Supes Poke Holes in Report that Questions Funding Scheme
August
28, 2014
Santa
Barbara Independent
By
Lyz Hoffman
Santa Barbara supervisors this
week poked holes in a Grand Jury report that faulted the county’s savings
scheme for the North County Jail’s $17.3 million annual operating costs.
Released in June, the report didn’t envision a successful execution of the plan — which has seen growing tax revenues set aside incrementally
since 2011 — or a strong likelihood that the
board, now and in the future, would stick to it. Instead, the jury wrote,
salary and budget freezes would likely join layoffs and tax hikes to make up
the difference if the economy doesn’t yield the revenue needed for the plan
to work.
But where the Grand Jury said
the plan depended on property-tax increases of no less than 3.5 percent yearly,
county officials countered that the funding plan actually only needs one
percent growth to work. Similarly, the county won’t have to funnel as much as
28 percent of that growth to its savings account (as the report hypothesized)

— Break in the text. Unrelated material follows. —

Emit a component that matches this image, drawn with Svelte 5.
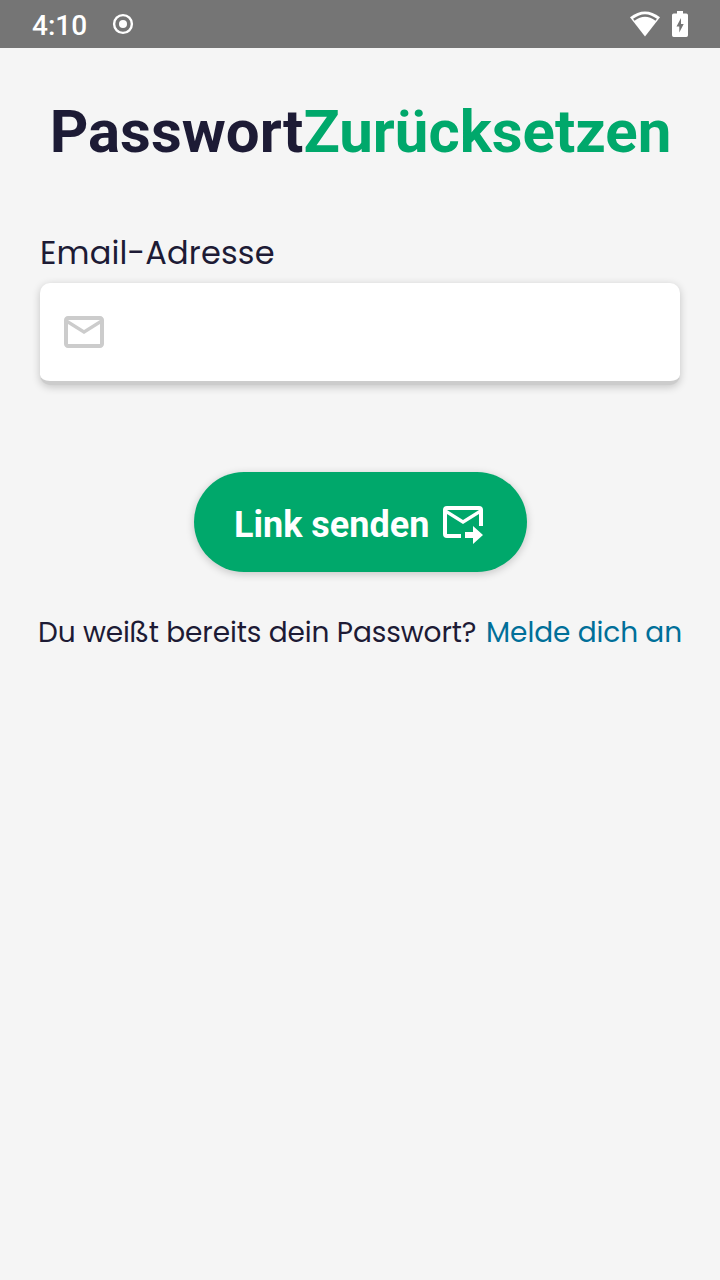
<script>
  let email = $state('');
</script>

<div class="screen">
  <header class="status">
    <span class="time">4:10</span>
    <svg class="target" width="22" height="22" viewBox="0 0 22 22">
      <circle cx="11" cy="11" r="8.9" fill="none" stroke="#fff" stroke-width="2.4" />
      <circle cx="11" cy="11" r="4" fill="#fff" />
    </svg>
    <svg class="wifi" width="32" height="28" viewBox="0 0 32 28">
      <path fill="#fff" d="M1 7.3Q16-4.5 31 7.3L16 26.500Z" />
      <path fill="none" stroke="#757575" stroke-width="2.4" d="M4.8 9.8Q16 1 27.2 9.8" />
    </svg>
    <svg class="battery" width="16" height="26" viewBox="0 0 16 26">
      <path fill="#fff" d="M5 0h6v2.5h3.3q1.7 0 1.7 1.7v20q0 1.8-1.7 1.8H1.7Q0 26 0 24.200V4.200q0-1.700 1.700-1.700H5Z" />
      <path fill="#757575" d="M9 7L4.500 15.500H7.300V21.500L11.700 13H9Z" />
    </svg>
  </header>

  <main>
    <h1><span>Passwort</span><span class="accent">Zurücksetzen</span></h1>

    <label for="email">Email-Adresse</label>
    <div class="field">
      <svg width="48" height="48" viewBox="0 0 24 24" fill="#ccc">
        <path d="M22 6C22 4.900 21.100 4 20 4H4C2.900 4 2 4.900 2 6V18C2 19.100 2.900 20 4 20H20C21.100 20 22 19.100 22 18V6M20 6L12 11L4 6H20M20 18H4V8L12 13L20 8V18Z" />
      </svg>
      <input id="email" type="email" bind:value={email} />
    </div>

    <button type="button">
      <span>Link senden</span>
      <svg width="48" height="48" viewBox="0 0 24 24" fill="#fff">
        <path d="M13 17H17V14L22 18.500L17 23V20H13V17M11 18H4V8L12 13L20 8V14H22V6A2 2 0 0 0 20 4H4A2 2 0 0 0 2 6V18A2 2 0 0 0 4 20H11V18M20 6L12 11L4 6H20Z" />
      </svg>
    </button>

    <p><span class="question">Du weißt bereits dein Passwort?</span><a href="#login">Melde dich an</a></p>
  </main>
</div>

<style>
  :global(body) { margin: 0; background: #f5f5f5; }
  .screen {
    width: 720px;
    height: 1280px;
    overflow: hidden;
    background: #f5f5f5;
    color: #1d1b35;
    font-family: Roboto, sans-serif;
  }
  .status {
    display: flex;
    align-items: center;
    box-sizing: border-box;
    height: 48px;
    padding: 0 32px;
    background: #757575;
    color: #fff;
  }
  .time { width: 80px; font-size: 28px; font-weight: 500; line-height: 46px; padding-top: 3px; }
  .wifi { margin-left: auto; margin-right: 11px; }
  main {
    display: flex;
    flex-direction: column;
    align-items: center;
    padding: 49px 38px 0;
  }
  h1 { margin: 0 0 0 1px; font-size: 60px; line-height: 70px; font-weight: 700; white-space: nowrap; }
  .accent { color: #00a86b; }
  label {
    align-self: flex-start;
    margin: 66px 0 0 2px;
    font-family: Poppins, Inter, sans-serif;
    font-size: 32px;
    line-height: 40px;
    letter-spacing: 0.16px;
    white-space: nowrap;
  }
  .field {
    display: flex;
    align-items: center;
    box-sizing: border-box;
    width: 640px;
    height: 102px;
    margin-top: 10px;
    padding: 0 20px;
    background: #fff;
    border-bottom: 4px solid #ccc;
    border-radius: 10px;
    box-shadow: 0 2px 8px rgba(0, 0, 0, 0.2);
  }
  input { flex: 1; min-width: 0; height: 60px; margin-left: 12px; border: 0; outline: 0; background: none; font: 32px Inter, sans-serif; }
  button {
    display: flex;
    align-items: center;
    box-sizing: border-box;
    width: 333px;
    height: 100px;
    margin: 87px 0 0 1px;
    padding: 0 0 0 40px;
    border: 0;
    border-radius: 50px;
    background: #00a86b;
    box-shadow: 0 2px 8px rgba(0, 0, 0, 0.2);
    color: #fff;
    font: 700 36px/42px Roboto, sans-serif;
    white-space: nowrap;
  }
  button span { width: 205px; text-align: left; padding-top: 5px; }
  p {
    display: flex;
    align-self: stretch;
    justify-content: space-between;
    margin: 41px 0 0;
    font-family: Poppins, Inter, sans-serif;
    font-size: 28px;
    line-height: 40px;
    letter-spacing: -0.1px;
    white-space: nowrap;
  }
  a { color: #006f99; text-decoration: none; }
</style>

but can manage with smaller allotments. The Grand Jury took particular issue
with how the plan would function in conjunction with the extra property-tax
monies going toward County Fire, a move approved in 2012; coupling that slice
of the pie with the jail’s would mean dwindling dollars for other departments,
the jury warned. But county number crunchers say there will still be more than
70 percent of tax growth left over for other departments.
Where the Grand Jury made a
good point, county staff said, was in its finding that the Assessor’s office
could benefit from more employees to handle its workload. Last year, said
Clerk-Recorder-Assessor Joe Holland, his office didn’t finish all the work it
needed to for the first time in 12 years. He cited staffing reductions and lack
of time and resources to train new hires. Holland said three new appraisers and
one new analyst would help.
Supervisor Doreen Farr pointed
to how the supervisors dealt with the recession as a litmus test for how the
county will fare with its jail-funding plan. “We were really tested over the
past five years, and we did what had to be done, and we kept county government
going. That is our responsibility,” she said. “I know we’ll deal with
it successfully.”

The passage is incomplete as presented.